An ALF is simply defined as housing for those that due to a disability, or for those adults who cannot or chose not to live independently. The resident of an ALF is typically a senior citizen who doesn’t need the more intensive care found in a nursing home. An ALF facility provides one with the necessary support, while allowing them to still maintain a sense of independence.

Chancey Design Partnership, along with CRW Development Partners and Watermark Communities have been quietly reviewing the potential for just such an undertaking over the last 18 months on Marco. The two companies have been involved in projects in Tampa, Orlando and the Winter Park area in the past, and Marco Island may present a suitable opportunity for their next venture. Approximately 30% of beds are allocated for “memory care.”

Walt Chancey, representing Chancey Design stated that they have historically built projects that are in the range of 80 to 110 units or more. To be financially viable an 80-unit facility would be the smallest practical for them and they feel they have identified some potential property on the island that might meet those requirements that could house an 85-to 90-unit facility.

Upon the invitation of the city staff they came forward on November 4 to gauge the understanding of the ambiguous language found within the city codes and zoning documents before moving ahead any further.

Their presentation was warmly met by the Planning Board, which peppered them with questions, while receiving a few themselves.

One of the major issues discussed had to do with the vague and unclear nature of how an ALF would be defined for purposes of these discussions.

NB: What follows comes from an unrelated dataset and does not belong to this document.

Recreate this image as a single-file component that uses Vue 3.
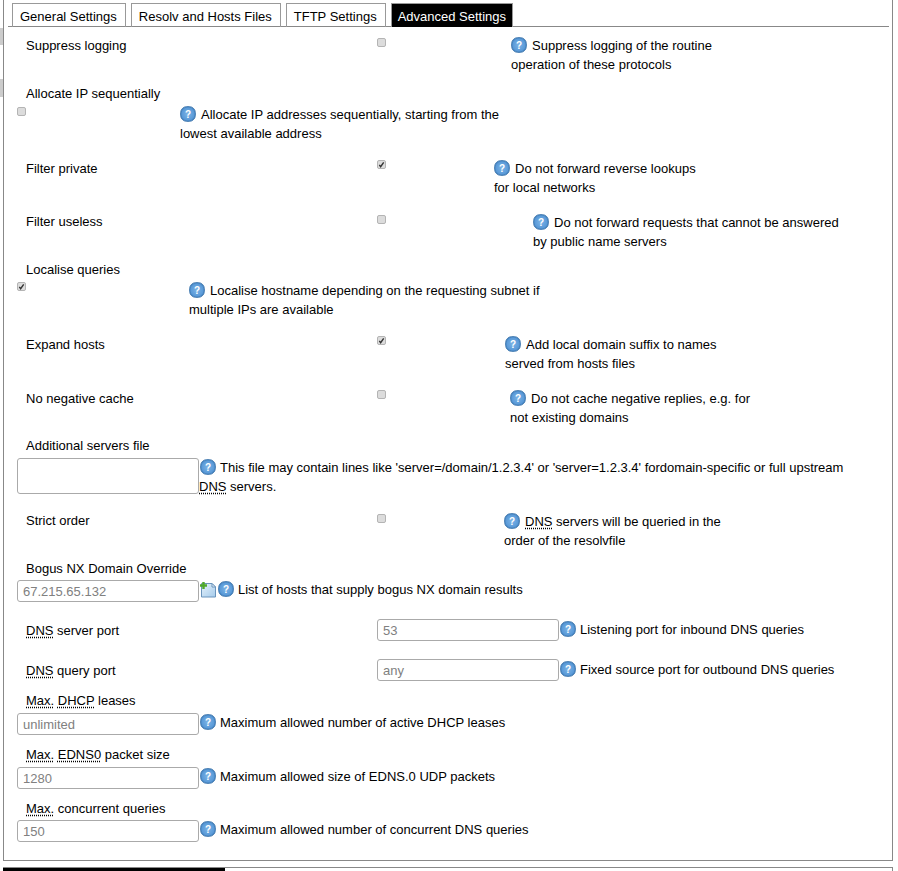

The definitions dealing with “intensity vs. density” was a major factor in those discussions.

Susan Murphy of P&M Consulting felt they could adhere to all of the requirements within the present C3 Zoning, to include any parking prerequisites for an 80-95 unit facility.

City Manager Roger Hernstadt suggested that the board schedule a discussion on whether this would be looked at in regards to how that use would be defined in the future. “The planning staff could bring you back the support information in regards to what latitude you might have in regards to the definitions involved here,” said Hernstadt.

The board would move by consensus to schedule their discussions in the immediate future regarding the definition of terms and the possible need to adjust wording within the Land Development Code to more effectively define those terms.